I saw this happening with a senior family member, before she got a hearing aid.
It's not that she didn't know she was losing her hearing... she knew she couldn't hear as well.
But she just never knew for sure what she was missing... because her brain would fill in the blanks without her realizing it.
And it became evident to others... when she'd "fill in the blanks" with the wrong stuff that was never said! :ill:
Like she was not hearing everything, but didn't always know it... her brain was filling in what she wasn't hearing... but it wasn't accurate. :( And how would she know this? She couldn't because it was happening automatically.
It was really hard to understand what was happening, and even more difficult to correct what she thought she heard... unless you double-check verified everything you said by having her give it back to you.

In the end, the picture is crappy exposure.
It's crappy poorly saturated colours.
And the difference in interpretation of it, probably based on each individuals' past experiences with crappy poorly exposed phone pics more than anything.
 
Wherever I see this dress, to me, is light blue and greenish gold.

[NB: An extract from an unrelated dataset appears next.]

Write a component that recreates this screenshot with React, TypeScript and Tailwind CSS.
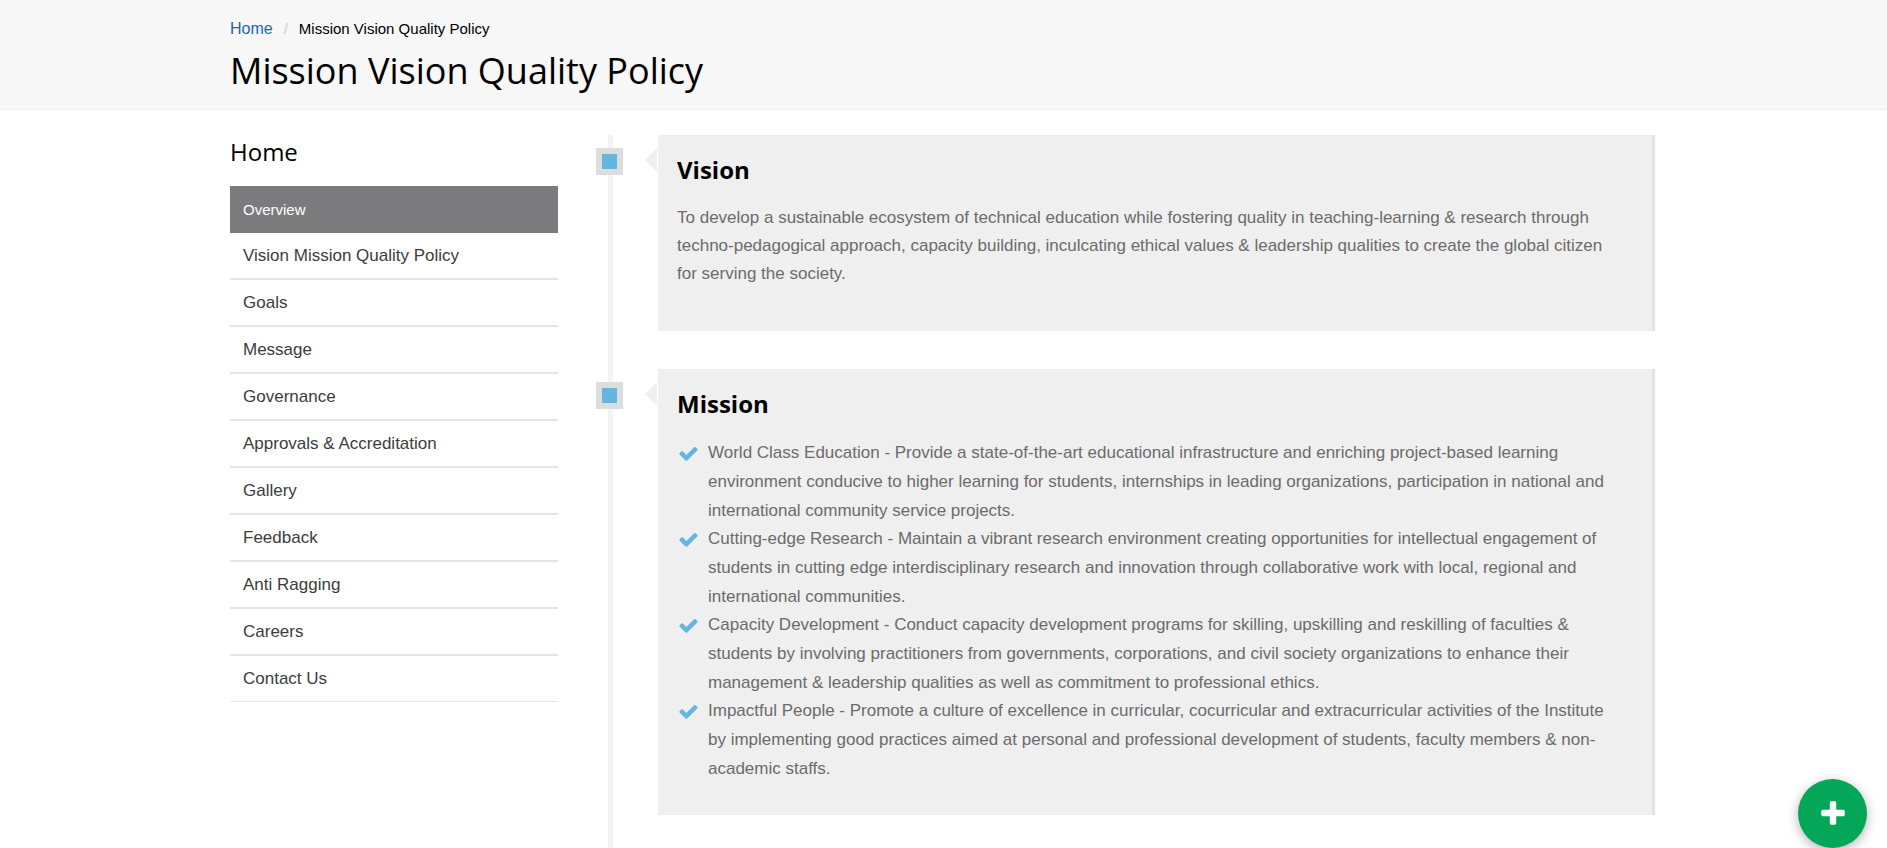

But don't trust me because I'm colourblind (not severly though)
 
I understand how some people can see it as white and gold, but for the life of me I just can't look at it without seeing blue and black.
 
You know, I really wish people, mainly men, would put this much effort into the other dress question.

"Does this dress make me look fat?"

For thousands of years we have been searching for the answer that let's us continue being happy, yet no progress has been made.
 
OMG this is so Feb. 2015, i feel old on the internet...

Never saw the white/gold except in the xkcd comic, pretty convincing:

dress_color.png


They say seeing is believing... or do you believe in RGB triples? :sly:

I really hope the next internet hype will be about the McGurk effect!
 
Hoh. It was white/gold. But then I covered everything in my field of view with my hands, left an opening only to see a segment of the dress and got it to change to black/blue after about 10 seconds.